• [Description of the task]: Leaving the pictures aside, transcribe every line below exactly.

-------------------------

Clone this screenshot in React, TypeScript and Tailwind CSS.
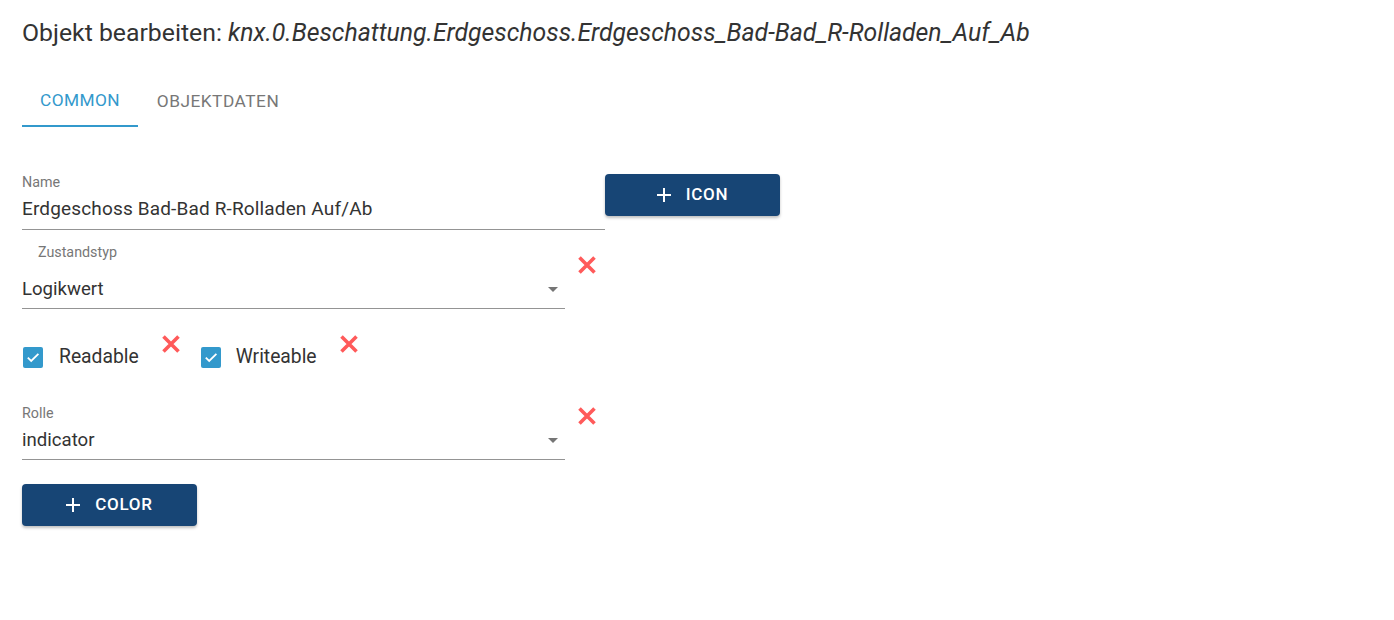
import React from "react";

function RedX({ className = "" }: { className?: string }) {
  return (
    <svg width="20" height="20" viewBox="0 0 20 20" className={`shrink-0 ${className}`}>
      <path d="M2.5 2.5 L17.5 17.5 M17.5 2.5 L2.5 17.5" stroke="#ff5a5a" strokeWidth="3.6" strokeLinecap="butt" fill="none" />
    </svg>
  );
}

function Arrow() {
  return (
    <svg width="24" height="24" viewBox="0 0 24 24" className="shrink-0">
      <path d="M7 10l5 5 5-5z" fill="#757575" />
    </svg>
  );
}

function Plus() {
  return (
    <svg width="24" height="24" viewBox="0 0 24 24" className="shrink-0 -mx-[5px]">
      <path d="M19 13h-6v6h-2v-6H5v-2h6V5h2v6h6v2z" fill="#ffffff" />
    </svg>
  );
}

function Check() {
  return (
    <svg width="24" height="24" viewBox="0 0 24 24" className="shrink-0">
      <rect x="2" y="2" width="20" height="21" rx="2" fill="#3399cc" />
      <path d="M6.8 12.6l3.4 3.4 7.2-7.2" stroke="#fff" strokeWidth="1.8" fill="none" />
    </svg>
  );
}

function Btn({ label }: { label: string }) {
  return (
    <button className="flex h-[42px] w-[175px] items-center justify-center gap-[15px] rounded-[4px] bg-[#174575] text-[17px] font-medium tracking-[0.7px] text-white shadow-[0_2px_3px_rgba(0,0,0,0.25)]">
      <Plus />
      <span>{label}</span>
    </button>
  );
}

export default function App() {
  return (
    <div className="min-h-[620px] bg-white px-[22px] font-['Roboto',sans-serif] text-[#333]">
      <h1 className="pt-[18px] text-[24.8px] font-normal leading-[30px] text-[#333]">
        Objekt bearbeiten: <i>knx.0.Beschattung.Erdgeschoss.Erdgeschoss_Bad-Bad_R-Rolladen_Auf_Ab</i>
      </h1>

      <div className="mt-[29px] flex">
        <div className="flex h-[50px] w-[116px] items-center justify-center border-b-2 border-[#3399cc] text-[17.3px] uppercase tracking-[0.4px] text-[#3399cc]">
          Common
        </div>
        <div className="flex h-[50px] w-[160px] items-center justify-center text-[17.3px] uppercase tracking-[0.5px] text-[#777]">
          Objektdaten
        </div>
      </div>

      <div className="mt-[47px] flex items-start">
        <div className="w-[583px]">
          <div className="text-[14.3px] leading-[16px] text-[#777]">Name</div>
          <div className="mt-[7px] border-b border-[#949494] pb-[8px] text-[19px] leading-[24px] tracking-[0.15px] text-[#333]">
            Erdgeschoss Bad-Bad R-Rolladen Auf/Ab
          </div>
        </div>
        <Btn label="ICON" />
      </div>

      <div className="mt-[14px] flex items-start">
        <div className="w-[543px]">
          <div className="pl-[16px] text-[14.3px] leading-[16px] text-[#777]">Zustandstyp</div>
          <div className="mt-[17px] flex items-center justify-between border-b border-[#949494] pb-[7px] text-[18.6px] leading-[24px]">
            <span>Logikwert</span>
            <Arrow />
          </div>
        </div>
        <RedX className="ml-[12px] mt-[11px]" />
      </div>

      <div className="mt-[25px] flex items-start">
        <div className="mt-[11px] flex h-[24px] items-center">
          <span className="-ml-[1px]"><Check /></span>
          <span className="ml-[14px] text-[19.3px] leading-[24px]">Readable</span>
        </div>
        <RedX className="ml-[22px]" />
        <div className="ml-[18px] mt-[11px] flex h-[24px] items-center">
          <Check />
          <span className="ml-[13px] text-[19.3px] leading-[24px]">Writeable</span>
        </div>
        <RedX className="ml-[22px]" />
      </div>

      <div className="mt-[36px] flex items-start">
        <div className="w-[543px]">
          <div className="text-[14.3px] leading-[16px] text-[#777]">Rolle</div>
          <div className="mt-[7px] flex items-center justify-between border-b border-[#949494] pb-[7px] text-[18.6px] leading-[24px]">
            <span>indicator</span>
            <Arrow />
          </div>
        </div>
        <RedX className="ml-[12px] mt-[1px]" />
      </div>

      <div className="mt-[24px]">
        <Btn label="COLOR" />
      </div>
    </div>
  );
}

-------------------------

• [Exercise solution]:
Clone this screenshot in React, TypeScript and Tailwind CSS.
import React from "react";

function RedX({ className = "" }: { className?: string }) {
  return (
    <svg width="20" height="20" viewBox="0 0 20 20" className={`shrink-0 ${className}`}>
      <path d="M2.5 2.5 L17.5 17.5 M17.5 2.5 L2.5 17.5" stroke="#ff5a5a" strokeWidth="3.6" strokeLinecap="butt" fill="none" />
    </svg>
  );
}

function Arrow() {
  return (
    <svg width="24" height="24" viewBox="0 0 24 24" className="shrink-0">
      <path d="M7 10l5 5 5-5z" fill="#757575" />
    </svg>
  );
}

function Plus() {
  return (
    <svg width="24" height="24" viewBox="0 0 24 24" className="shrink-0 -mx-[5px]">
      <path d="M19 13h-6v6h-2v-6H5v-2h6V5h2v6h6v2z" fill="#ffffff" />
    </svg>
  );
}

function Check() {
  return (
    <svg width="24" height="24" viewBox="0 0 24 24" className="shrink-0">
      <rect x="2" y="2" width="20" height="21" rx="2" fill="#3399cc" />
      <path d="M6.8 12.6l3.4 3.4 7.2-7.2" stroke="#fff" strokeWidth="1.8" fill="none" />
    </svg>
  );
}

function Btn({ label }: { label: string }) {
  return (
    <button className="flex h-[42px] w-[175px] items-center justify-center gap-[15px] rounded-[4px] bg-[#174575] text-[17px] font-medium tracking-[0.7px] text-white shadow-[0_2px_3px_rgba(0,0,0,0.25)]">
      <Plus />
      <span>{label}</span>
    </button>
  );
}

export default function App() {
  return (
    <div className="min-h-[620px] bg-white px-[22px] font-['Roboto',sans-serif] text-[#333]">
      <h1 className="pt-[18px] text-[24.8px] font-normal leading-[30px] text-[#333]">
        Objekt bearbeiten: <i>knx.0.Beschattung.Erdgeschoss.Erdgeschoss_Bad-Bad_R-Rolladen_Auf_Ab</i>
      </h1>

      <div className="mt-[29px] flex">
        <div className="flex h-[50px] w-[116px] items-center justify-center border-b-2 border-[#3399cc] text-[17.3px] uppercase tracking-[0.4px] text-[#3399cc]">
          Common
        </div>
        <div className="flex h-[50px] w-[160px] items-center justify-center text-[17.3px] uppercase tracking-[0.5px] text-[#777]">
          Objektdaten
        </div>
      </div>

      <div className="mt-[47px] flex items-start">
        <div className="w-[583px]">
          <div className="text-[14.3px] leading-[16px] text-[#777]">Name</div>
          <div className="mt-[7px] border-b border-[#949494] pb-[8px] text-[19px] leading-[24px] tracking-[0.15px] text-[#333]">
            Erdgeschoss Bad-Bad R-Rolladen Auf/Ab
          </div>
        </div>
        <Btn label="ICON" />
      </div>

      <div className="mt-[14px] flex items-start">
        <div className="w-[543px]">
          <div className="pl-[16px] text-[14.3px] leading-[16px] text-[#777]">Zustandstyp</div>
          <div className="mt-[17px] flex items-center justify-between border-b border-[#949494] pb-[7px] text-[18.6px] leading-[24px]">
            <span>Logikwert</span>
            <Arrow />
          </div>
        </div>
        <RedX className="ml-[12px] mt-[11px]" />
      </div>

      <div className="mt-[25px] flex items-start">
        <div className="mt-[11px] flex h-[24px] items-center">
          <span className="-ml-[1px]"><Check /></span>
          <span className="ml-[14px] text-[19.3px] leading-[24px]">Readable</span>
        </div>
        <RedX className="ml-[22px]" />
        <div className="ml-[18px] mt-[11px] flex h-[24px] items-center">
          <Check />
          <span className="ml-[13px] text-[19.3px] leading-[24px]">Writeable</span>
        </div>
        <RedX className="ml-[22px]" />
      </div>

      <div className="mt-[36px] flex items-start">
        <div className="w-[543px]">
          <div className="text-[14.3px] leading-[16px] text-[#777]">Rolle</div>
          <div className="mt-[7px] flex items-center justify-between border-b border-[#949494] pb-[7px] text-[18.6px] leading-[24px]">
            <span>indicator</span>
            <Arrow />
          </div>
        </div>
        <RedX className="ml-[12px] mt-[1px]" />
      </div>

      <div className="mt-[24px]">
        <Btn label="COLOR" />
      </div>
    </div>
  );
}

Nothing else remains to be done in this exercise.